Adapting Pokémon Fursuits from Cartoon Designs to Real Bodies
Adapting Pokémon Fursuits from Cartoon Designs to Real Bodies
The head is where that shows up first. A lot of Pokemon have very simplified faces, which sounds easy until you try to make them expressive from ten feet away through plastic mesh. Eye shape does most of the work. Slightly enlarging the eyes or tilting them just a bit can shift a character from blank to alert. Mesh color matters more than people expect. Under convention lighting, darker mesh can make the eyes look deeper set and more serious, while lighter mesh reads softer but can wash out if the hall is bright. You’ll see makers cheat proportions all the time, widening a muzzle that was barely there in the original art or deepening eye sockets so the expression survives movement.
Movement is where Pokemon suits diverge from more typical fursona builds. A lot of species have body plans that don’t map neatly onto human posture. Think of a quadruped like Eevee or a very upright but stylized character like Lucario. Some performers commit to the bit and adjust their gait, shortening steps or keeping their arms closer to the torso to preserve the silhouette. Others prioritize comfort and let the illusion break a little when they walk. You can tell within a few minutes of watching someone whether the suit was built with performance in mind or just appearance. A big tail, for example, looks great in photos, but once it’s attached you feel how it shifts your balance. After a couple hours, your lower back knows exactly how heavy that foam core is.
Padding is another quiet translator between cartoon and body. Pokemon designs often have very specific proportions, narrow shoulders, oversized hips, or a chest shape that doesn’t align with human anatomy. Strategic padding can smooth that out, but it also traps heat and limits airflow. There’s always a tradeoff. In a full suit, once the head, paws, and tail are all on, your range of motion shrinks in ways that aren’t obvious until you try to do something simple like sit or turn quickly in a tight vendor aisle. You learn to angle your body before you move your head because visibility is a tunnel, not a panorama.
Fur choice does a lot of heavy lifting for these characters. Pokemon designs often rely on flat color fields, but flat doesn’t always read well in real lighting. A slightly longer pile or a subtle texture shift can keep a large area of yellow or blue from looking like a mascot costume under fluorescent lights. At the same time, too much texture breaks the clean, graphic look people expect.

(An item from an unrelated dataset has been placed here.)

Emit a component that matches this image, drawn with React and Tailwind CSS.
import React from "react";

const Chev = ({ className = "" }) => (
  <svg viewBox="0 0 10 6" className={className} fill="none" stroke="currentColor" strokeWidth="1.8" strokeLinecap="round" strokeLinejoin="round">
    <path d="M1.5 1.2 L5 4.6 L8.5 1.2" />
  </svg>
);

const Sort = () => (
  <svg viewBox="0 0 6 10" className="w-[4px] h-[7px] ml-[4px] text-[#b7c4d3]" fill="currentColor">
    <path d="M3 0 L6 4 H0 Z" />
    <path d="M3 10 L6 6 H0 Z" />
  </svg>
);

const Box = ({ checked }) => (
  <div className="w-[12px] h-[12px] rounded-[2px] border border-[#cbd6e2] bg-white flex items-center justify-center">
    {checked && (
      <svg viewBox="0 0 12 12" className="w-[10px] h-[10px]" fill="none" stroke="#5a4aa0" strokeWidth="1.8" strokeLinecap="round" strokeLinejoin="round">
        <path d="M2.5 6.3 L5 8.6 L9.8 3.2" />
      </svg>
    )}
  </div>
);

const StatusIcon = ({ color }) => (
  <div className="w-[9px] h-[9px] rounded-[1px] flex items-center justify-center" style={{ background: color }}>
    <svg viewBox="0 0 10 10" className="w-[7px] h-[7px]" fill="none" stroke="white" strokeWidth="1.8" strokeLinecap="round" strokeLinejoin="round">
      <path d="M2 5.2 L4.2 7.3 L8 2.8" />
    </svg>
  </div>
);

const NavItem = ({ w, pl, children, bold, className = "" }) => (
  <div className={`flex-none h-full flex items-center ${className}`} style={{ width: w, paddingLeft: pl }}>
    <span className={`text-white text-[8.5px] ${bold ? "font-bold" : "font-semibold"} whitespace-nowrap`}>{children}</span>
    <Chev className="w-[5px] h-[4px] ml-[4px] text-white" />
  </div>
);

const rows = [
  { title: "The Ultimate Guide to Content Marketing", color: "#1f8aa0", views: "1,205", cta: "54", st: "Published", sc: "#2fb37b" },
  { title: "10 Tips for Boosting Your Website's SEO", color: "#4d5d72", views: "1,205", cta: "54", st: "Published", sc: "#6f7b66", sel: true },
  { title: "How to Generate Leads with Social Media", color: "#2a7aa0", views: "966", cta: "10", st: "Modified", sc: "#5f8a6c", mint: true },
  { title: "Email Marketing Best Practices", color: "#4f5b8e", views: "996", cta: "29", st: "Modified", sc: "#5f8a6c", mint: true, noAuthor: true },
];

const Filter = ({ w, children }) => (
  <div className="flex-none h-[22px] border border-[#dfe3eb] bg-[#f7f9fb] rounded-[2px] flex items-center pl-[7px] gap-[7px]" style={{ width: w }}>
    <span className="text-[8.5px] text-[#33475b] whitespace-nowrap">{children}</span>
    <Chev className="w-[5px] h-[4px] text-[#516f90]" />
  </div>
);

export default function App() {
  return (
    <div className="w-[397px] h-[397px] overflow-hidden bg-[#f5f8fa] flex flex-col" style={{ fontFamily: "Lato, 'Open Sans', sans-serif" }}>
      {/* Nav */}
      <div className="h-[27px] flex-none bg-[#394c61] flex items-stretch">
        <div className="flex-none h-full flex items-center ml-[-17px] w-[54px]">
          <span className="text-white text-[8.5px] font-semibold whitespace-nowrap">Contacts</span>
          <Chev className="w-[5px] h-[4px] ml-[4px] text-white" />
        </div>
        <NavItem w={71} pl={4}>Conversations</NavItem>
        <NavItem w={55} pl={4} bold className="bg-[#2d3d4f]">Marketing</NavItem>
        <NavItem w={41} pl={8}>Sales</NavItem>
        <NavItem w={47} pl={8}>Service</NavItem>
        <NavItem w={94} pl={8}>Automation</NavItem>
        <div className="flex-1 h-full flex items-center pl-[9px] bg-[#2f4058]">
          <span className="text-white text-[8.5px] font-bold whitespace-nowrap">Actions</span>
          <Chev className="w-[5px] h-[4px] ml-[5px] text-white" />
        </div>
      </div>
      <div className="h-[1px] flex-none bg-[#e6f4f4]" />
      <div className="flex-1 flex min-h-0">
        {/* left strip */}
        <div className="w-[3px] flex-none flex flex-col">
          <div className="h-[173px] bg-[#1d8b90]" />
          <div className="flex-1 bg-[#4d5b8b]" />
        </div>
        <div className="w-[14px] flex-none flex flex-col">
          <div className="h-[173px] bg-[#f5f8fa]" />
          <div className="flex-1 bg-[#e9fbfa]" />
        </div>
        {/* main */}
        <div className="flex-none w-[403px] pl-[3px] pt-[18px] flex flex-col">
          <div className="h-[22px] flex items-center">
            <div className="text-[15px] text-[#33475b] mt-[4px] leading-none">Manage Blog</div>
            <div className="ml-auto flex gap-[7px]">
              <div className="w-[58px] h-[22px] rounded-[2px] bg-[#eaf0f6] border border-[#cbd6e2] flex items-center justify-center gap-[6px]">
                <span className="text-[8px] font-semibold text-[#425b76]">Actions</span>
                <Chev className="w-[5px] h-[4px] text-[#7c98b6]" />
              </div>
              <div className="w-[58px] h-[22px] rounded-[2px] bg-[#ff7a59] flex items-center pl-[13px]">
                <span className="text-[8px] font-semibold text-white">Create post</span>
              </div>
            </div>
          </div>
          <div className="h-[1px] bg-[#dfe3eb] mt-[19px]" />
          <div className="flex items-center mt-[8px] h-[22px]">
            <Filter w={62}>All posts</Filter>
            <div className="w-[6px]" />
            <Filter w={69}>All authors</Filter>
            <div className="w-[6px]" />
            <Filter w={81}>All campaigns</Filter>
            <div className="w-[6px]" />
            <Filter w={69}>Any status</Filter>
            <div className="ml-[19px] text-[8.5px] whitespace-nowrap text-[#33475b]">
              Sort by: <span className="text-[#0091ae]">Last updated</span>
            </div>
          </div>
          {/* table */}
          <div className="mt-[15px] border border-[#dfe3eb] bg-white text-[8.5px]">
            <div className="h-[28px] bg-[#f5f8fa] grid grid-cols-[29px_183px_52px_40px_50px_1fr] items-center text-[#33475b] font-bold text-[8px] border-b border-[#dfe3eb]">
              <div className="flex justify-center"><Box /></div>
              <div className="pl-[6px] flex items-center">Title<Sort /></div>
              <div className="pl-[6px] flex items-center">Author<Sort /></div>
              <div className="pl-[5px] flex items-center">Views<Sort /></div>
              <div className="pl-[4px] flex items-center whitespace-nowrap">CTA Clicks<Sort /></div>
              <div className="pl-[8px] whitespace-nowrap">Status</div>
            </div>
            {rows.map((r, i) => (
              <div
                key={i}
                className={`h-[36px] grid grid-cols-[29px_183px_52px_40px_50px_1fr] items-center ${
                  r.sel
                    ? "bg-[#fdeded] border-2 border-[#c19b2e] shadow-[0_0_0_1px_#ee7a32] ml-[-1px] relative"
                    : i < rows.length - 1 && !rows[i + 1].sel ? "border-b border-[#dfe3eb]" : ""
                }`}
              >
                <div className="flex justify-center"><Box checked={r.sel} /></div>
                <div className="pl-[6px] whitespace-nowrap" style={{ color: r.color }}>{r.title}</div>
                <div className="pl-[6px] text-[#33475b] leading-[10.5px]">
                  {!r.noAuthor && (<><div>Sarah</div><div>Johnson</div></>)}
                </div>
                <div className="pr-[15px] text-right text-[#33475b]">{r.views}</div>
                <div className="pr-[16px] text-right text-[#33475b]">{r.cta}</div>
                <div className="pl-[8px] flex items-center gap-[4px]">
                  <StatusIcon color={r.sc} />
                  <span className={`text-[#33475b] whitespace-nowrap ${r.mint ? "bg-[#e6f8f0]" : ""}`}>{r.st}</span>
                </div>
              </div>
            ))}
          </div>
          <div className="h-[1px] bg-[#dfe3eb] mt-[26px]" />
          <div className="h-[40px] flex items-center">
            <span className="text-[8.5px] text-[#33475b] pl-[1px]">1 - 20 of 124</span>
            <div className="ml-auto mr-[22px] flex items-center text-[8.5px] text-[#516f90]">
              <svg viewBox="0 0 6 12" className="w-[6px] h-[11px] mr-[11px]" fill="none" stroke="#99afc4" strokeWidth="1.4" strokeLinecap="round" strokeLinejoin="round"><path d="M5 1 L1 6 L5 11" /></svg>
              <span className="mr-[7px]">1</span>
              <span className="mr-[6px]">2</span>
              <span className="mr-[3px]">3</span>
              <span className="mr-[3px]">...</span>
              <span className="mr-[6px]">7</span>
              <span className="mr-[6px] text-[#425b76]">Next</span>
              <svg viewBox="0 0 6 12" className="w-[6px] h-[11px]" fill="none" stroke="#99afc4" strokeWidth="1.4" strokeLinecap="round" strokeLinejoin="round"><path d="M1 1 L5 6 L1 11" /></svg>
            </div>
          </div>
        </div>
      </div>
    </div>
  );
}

You’ll see careful trimming around the face and paws to keep edges crisp, while the body fur stays just a bit fuller to catch light and give the suit some depth.
Accessories are where a suit starts to feel like a specific interpretation rather than a direct copy. A scarf on a Vulpix, a little bag slung across a trainer-styled Pokemon, even just the way a tail is posed or weighted. These details change how the character moves in a space. A scarf adds motion that isn’t tied to the body, which can make a simple turn feel more animated. It also gives the performer something to fuss with, which is surprisingly useful when you’re in a crowded meetup and can’t rely on facial expression to carry interaction.
Then there’s the reality after the photos. Pokemon suits, especially the ones with big smooth surfaces and bright colors, show wear quickly. Dirt at the cuffs of handpaws, slight matting where a tail drags or brushes against walls, glue points inside the head that need reinforcing after a long weekend. Cleaning isn’t just a once-in-a-while thing. It becomes part of the routine, along with brushing, spot treating, and occasionally opening up a seam to fix something that shifted. Transport is its own puzzle. Those iconic shapes don’t compress well. A round head stays round, which means dedicating space in a car or figuring out how to pack it so the ears don’t crease.
What stands out, after you’ve seen enough of them in motion, is how each suit quietly reflects the decisions made to keep a very non-human design wearable for hours at a time. The compromises aren’t failures. They’re what let the character exist off the screen at all. You notice it when someone pauses to adjust their head for a bit more airflow, or when they tilt their whole upper body to “look” at you because the eyes don’t track. Those small adjustments become part of the character’s behavior. Over time, they stop reading as limitations and start feeling like personality.